In a category all his own is Rep. Pat Garofalo of Farmington, who in cheeky fashion took his name out of contention moments after Kline's Sept. 3 retirement announcement. "I would rather stick a fork in my eye than run for Congress," he told MPR. "So, I think that's a pretty definitive no."
On the DFL side, state Rep. Joe Atkins has been less definitive. The seven-termer from Inver Grove Heights sent a release on Sept. 10 allowing that "I am giving serious and careful consideration to a run for a Congress. However, most of the folks I regard highly here in Minnesota have suggested I think hard about running for a different office instead. And I am." (Memo to self: Add Atkins' name to 2018 lists for attorney general. Maybe governor, too.)
Fear not, election lovers, that the Second District ballot will be blank on Nov. 8, 2016. Two DFLers — St. Jude Medical exec Angie Craig and former Department of Veterans Affairs physician Mary Lawrence — have been running hard for months, and Tea Partier David Gerson, Kline's primary challenger in 2012 and endorsement challenger in 2014, is back again on the GOP side. We speculators still have our eyes on a few other prospects, Republican state Reps. Tony Albright and Steve Drazkowski and DFL state Rep. Rick Hansen among them.

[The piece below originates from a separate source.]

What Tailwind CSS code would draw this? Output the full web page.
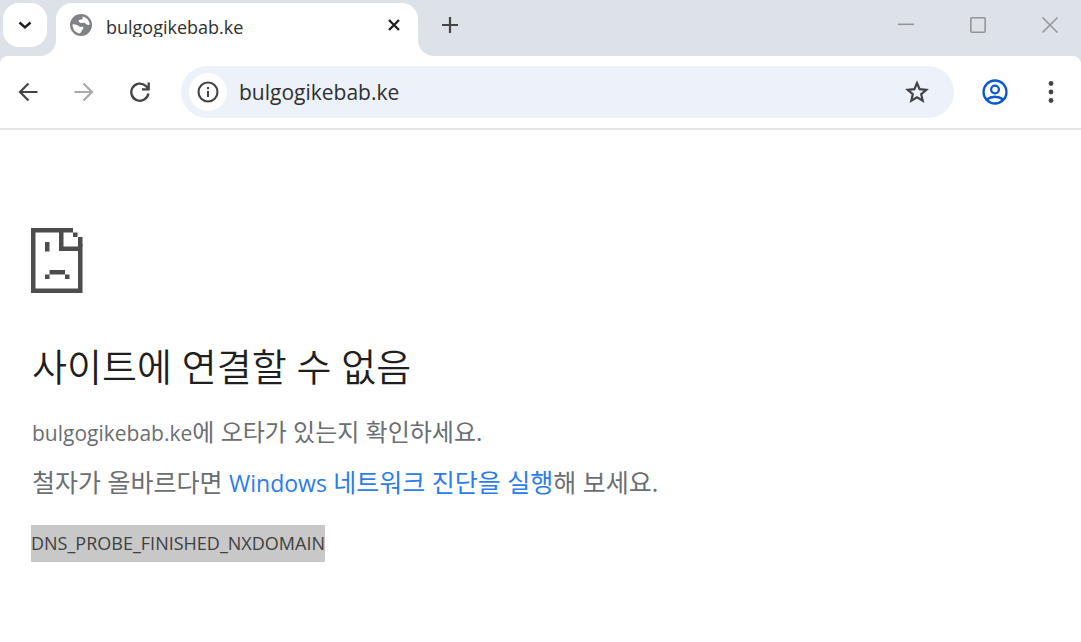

But the relative quiet in CD2 these two weeks is a far cry from the din that arose in CD5 from a dozen eager candidates when DFL Rep. Martin Sabo retired in 2006, or the race to the microphones in both parties when GOP Rep. Jim Ramstad stepped down in 2008.
More recently, the 2014 vacancy produced by the departure of Rep. Michele Bachmann in CD6 didn't exactly attract a horde, but it did quickly lure a household name, 2010 GOP gubernatorial candidate Tom Emmer. He holds that seat in the U.S. House today. None of the names remaining on my scribbly CD2 list are as familiar.
Chalk up the void to coincidence if you will. But my conversation with Thompson left me fretting about what might happen to a representative democracy when the job of a representative can be summed up in such unappealing terms.